If you teach English as a non-native English speaker, then this book may make you feel like someone finally understands your world. Forman's observations at a Thai university, albeit now well over 10 years old, challenge the still dominant pedagogical model that English is best delivered by native speakers.
His teacher-student dialogue examples illustrate the many benefits that professional, bilingual teachers bring, such as ensuring accuracy, time saving and the cultural translation of Western textbooks. For the majority of the world's English language learners, English is taught as a foreign language (EFL), like Spanish, and is delivered by teachers who share a common first language with their students.

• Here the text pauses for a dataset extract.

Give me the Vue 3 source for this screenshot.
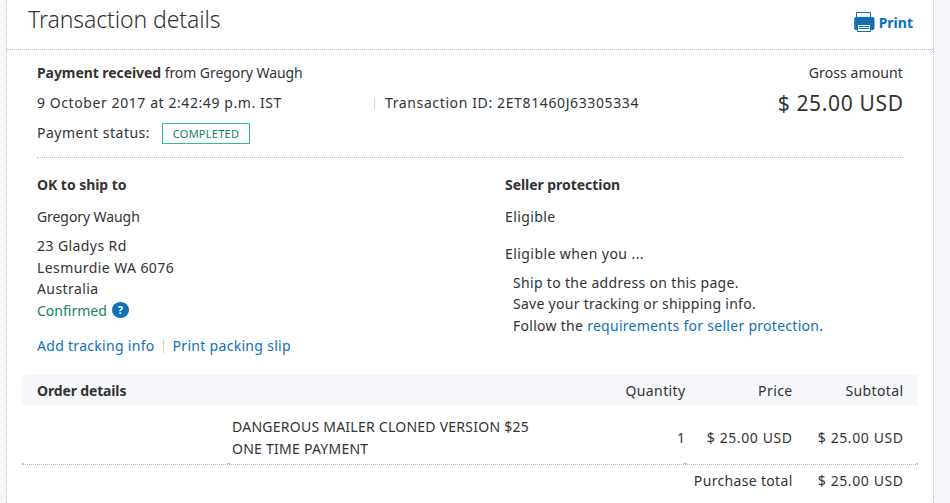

Forman’s detailed analysis of classroom interactions and subsequent interviews with the Thai university English teachers also illustrates how personal identity can be affected when communicating in a different language – how one can feel less (or more) restricted because of the different cultural norms inherent in another language use. Forman challenges our stereotypes and our use of globalised teaching methods based on the assumption that English plays a much greater role in learners' lives than it actually does in many Asian countries. His review of the relevant literature is particularly comprehensive and current, making it ideal for TESOL students at UTS.
Ross Forman is a Senior Lecturer in UTS’s Language Studies Group. He has been involved in applied linguistics and teaching English to speakers of other languages (TESOL) for the past 25 years and worked as a teacher and trainer in Australia, Cambodia, Laos and Thailand.